Written instruction. Records follow. Pull out every line that contains "screenshot".

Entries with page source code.
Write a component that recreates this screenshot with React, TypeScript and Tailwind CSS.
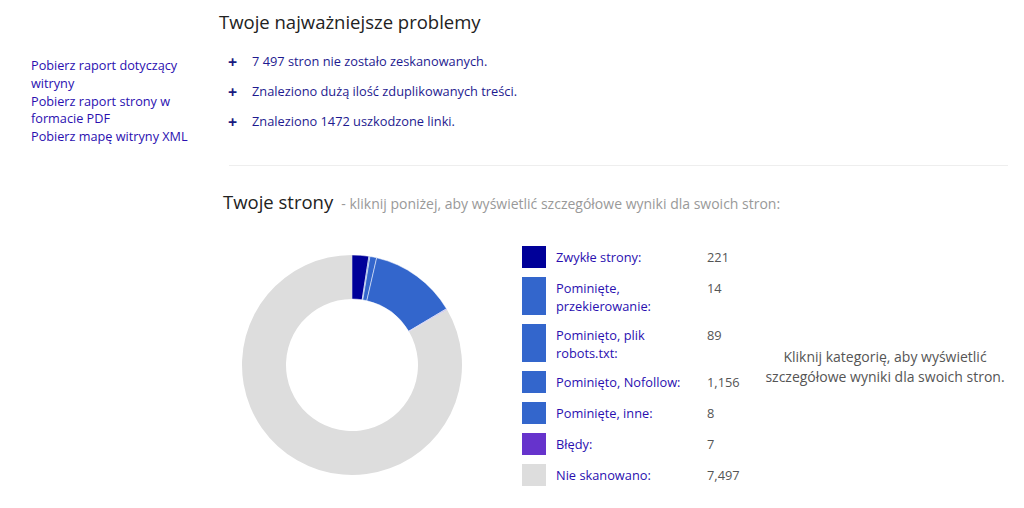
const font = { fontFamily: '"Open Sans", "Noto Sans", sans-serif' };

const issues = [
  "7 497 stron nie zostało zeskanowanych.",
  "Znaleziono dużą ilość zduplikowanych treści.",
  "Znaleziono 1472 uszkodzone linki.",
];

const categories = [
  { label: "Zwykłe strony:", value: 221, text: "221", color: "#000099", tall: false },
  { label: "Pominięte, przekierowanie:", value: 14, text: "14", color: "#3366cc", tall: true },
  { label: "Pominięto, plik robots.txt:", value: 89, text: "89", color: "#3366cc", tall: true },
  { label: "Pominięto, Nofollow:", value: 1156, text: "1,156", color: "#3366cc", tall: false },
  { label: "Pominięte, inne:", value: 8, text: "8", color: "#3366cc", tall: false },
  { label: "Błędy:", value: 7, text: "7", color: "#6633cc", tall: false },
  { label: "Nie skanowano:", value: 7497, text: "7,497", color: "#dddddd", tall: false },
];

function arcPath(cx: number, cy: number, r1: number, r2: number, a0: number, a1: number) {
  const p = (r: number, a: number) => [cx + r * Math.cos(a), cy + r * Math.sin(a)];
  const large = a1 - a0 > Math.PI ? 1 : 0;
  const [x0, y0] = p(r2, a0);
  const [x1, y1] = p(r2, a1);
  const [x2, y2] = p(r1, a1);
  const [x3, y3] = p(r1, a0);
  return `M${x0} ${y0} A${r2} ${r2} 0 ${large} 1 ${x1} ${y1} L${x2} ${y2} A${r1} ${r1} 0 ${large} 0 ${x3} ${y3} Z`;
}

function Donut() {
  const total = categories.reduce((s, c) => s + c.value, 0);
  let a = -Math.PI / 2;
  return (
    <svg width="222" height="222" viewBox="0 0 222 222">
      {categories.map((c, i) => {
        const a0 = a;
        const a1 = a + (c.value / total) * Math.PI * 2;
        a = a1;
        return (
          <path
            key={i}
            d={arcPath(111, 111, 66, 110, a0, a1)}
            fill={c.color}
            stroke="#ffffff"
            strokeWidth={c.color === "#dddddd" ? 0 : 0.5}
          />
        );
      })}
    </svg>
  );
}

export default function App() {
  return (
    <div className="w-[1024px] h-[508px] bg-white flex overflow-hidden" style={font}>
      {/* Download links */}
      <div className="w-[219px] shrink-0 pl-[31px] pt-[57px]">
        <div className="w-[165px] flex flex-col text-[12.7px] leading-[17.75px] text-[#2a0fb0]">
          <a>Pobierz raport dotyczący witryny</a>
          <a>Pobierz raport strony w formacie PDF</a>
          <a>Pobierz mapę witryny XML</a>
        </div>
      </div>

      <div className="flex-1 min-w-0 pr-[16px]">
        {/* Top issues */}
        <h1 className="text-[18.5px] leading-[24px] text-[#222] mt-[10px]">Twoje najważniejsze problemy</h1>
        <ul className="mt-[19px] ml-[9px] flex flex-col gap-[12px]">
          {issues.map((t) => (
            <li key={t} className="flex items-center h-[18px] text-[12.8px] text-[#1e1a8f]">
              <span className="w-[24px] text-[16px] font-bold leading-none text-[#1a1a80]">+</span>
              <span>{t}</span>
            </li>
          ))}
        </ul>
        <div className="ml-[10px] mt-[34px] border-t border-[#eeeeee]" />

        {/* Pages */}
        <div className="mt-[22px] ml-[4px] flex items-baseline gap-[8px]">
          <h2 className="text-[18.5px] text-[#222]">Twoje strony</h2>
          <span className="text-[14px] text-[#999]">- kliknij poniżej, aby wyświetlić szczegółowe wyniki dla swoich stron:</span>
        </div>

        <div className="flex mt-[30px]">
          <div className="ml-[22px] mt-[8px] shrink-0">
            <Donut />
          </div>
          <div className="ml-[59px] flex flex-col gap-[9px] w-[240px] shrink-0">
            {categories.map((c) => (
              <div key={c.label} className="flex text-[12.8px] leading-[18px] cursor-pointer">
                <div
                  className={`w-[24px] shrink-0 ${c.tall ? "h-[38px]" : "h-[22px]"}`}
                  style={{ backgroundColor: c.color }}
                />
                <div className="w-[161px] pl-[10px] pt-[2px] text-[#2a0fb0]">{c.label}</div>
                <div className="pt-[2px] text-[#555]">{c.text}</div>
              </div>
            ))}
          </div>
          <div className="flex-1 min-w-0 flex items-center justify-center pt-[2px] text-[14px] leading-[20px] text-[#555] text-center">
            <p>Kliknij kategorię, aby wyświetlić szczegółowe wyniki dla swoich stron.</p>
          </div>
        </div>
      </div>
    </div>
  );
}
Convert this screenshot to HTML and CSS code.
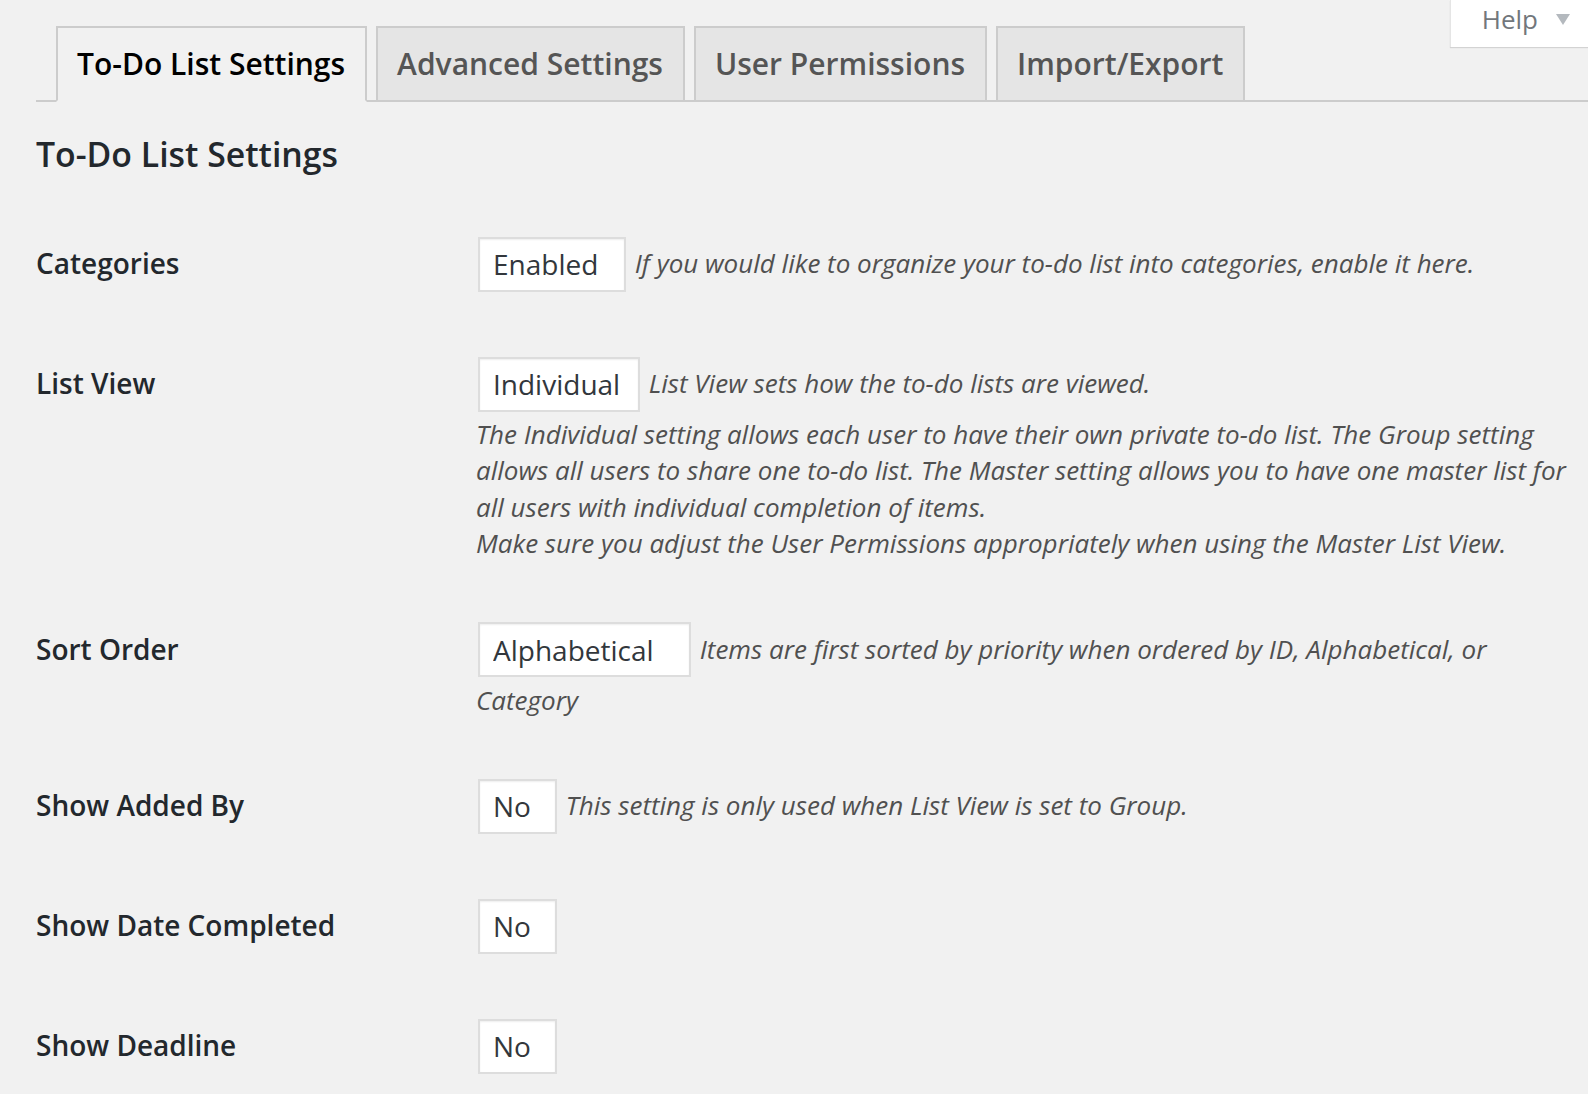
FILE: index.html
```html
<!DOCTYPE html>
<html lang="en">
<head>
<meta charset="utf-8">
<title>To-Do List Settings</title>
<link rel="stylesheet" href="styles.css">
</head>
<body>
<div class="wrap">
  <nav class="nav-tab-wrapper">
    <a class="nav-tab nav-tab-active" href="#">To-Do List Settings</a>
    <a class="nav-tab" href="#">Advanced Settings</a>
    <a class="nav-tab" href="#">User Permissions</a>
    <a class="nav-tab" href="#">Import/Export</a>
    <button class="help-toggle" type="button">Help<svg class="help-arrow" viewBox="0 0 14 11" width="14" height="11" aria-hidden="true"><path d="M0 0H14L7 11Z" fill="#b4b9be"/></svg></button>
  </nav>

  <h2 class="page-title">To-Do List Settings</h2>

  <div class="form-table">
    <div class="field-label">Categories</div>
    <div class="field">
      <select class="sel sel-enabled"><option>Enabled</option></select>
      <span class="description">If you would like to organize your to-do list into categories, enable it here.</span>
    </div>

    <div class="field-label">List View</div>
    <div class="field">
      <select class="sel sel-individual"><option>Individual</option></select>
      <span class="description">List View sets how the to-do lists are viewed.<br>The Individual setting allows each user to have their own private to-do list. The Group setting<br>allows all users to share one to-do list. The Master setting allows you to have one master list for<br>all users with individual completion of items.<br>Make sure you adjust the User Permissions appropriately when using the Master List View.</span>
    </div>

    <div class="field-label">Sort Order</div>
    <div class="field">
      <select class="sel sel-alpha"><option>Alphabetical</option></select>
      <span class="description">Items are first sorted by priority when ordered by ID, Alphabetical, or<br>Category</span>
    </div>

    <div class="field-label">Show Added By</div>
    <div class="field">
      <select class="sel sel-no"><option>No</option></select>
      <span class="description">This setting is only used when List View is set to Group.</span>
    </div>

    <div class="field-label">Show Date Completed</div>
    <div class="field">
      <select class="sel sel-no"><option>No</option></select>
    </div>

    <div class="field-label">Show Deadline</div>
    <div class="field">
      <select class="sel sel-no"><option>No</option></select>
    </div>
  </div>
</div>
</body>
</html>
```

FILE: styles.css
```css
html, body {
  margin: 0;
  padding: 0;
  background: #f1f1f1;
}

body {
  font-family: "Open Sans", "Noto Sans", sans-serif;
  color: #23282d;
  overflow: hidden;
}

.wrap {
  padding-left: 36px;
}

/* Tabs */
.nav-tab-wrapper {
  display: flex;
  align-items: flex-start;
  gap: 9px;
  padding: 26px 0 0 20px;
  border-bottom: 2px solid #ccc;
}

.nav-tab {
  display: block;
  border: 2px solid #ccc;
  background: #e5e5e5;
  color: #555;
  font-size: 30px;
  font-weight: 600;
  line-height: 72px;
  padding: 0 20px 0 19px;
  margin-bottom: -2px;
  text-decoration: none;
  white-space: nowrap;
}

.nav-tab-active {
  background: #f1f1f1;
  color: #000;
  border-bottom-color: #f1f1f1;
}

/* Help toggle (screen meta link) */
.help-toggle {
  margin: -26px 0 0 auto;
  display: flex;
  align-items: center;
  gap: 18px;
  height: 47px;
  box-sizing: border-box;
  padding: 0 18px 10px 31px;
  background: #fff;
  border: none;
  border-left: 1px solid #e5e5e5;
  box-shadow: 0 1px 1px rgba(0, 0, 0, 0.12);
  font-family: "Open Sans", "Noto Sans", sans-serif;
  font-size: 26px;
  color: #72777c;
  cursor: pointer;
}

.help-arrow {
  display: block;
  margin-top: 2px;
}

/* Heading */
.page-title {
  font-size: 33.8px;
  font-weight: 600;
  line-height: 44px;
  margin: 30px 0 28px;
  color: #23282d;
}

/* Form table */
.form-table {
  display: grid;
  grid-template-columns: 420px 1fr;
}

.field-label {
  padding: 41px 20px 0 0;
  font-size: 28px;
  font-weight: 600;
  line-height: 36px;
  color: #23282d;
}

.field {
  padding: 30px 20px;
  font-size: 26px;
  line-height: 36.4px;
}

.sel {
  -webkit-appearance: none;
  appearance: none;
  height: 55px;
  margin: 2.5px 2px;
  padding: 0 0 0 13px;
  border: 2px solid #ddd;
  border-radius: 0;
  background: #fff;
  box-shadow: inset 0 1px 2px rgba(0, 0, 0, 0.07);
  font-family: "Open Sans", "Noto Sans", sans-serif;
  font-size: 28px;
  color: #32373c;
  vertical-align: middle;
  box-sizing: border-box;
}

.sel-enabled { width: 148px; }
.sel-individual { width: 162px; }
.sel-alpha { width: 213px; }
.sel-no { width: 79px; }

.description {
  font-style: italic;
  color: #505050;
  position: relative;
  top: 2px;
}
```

Output of the exercise.
Write a component that recreates this screenshot with React, TypeScript and Tailwind CSS.
Convert this screenshot to HTML and CSS code.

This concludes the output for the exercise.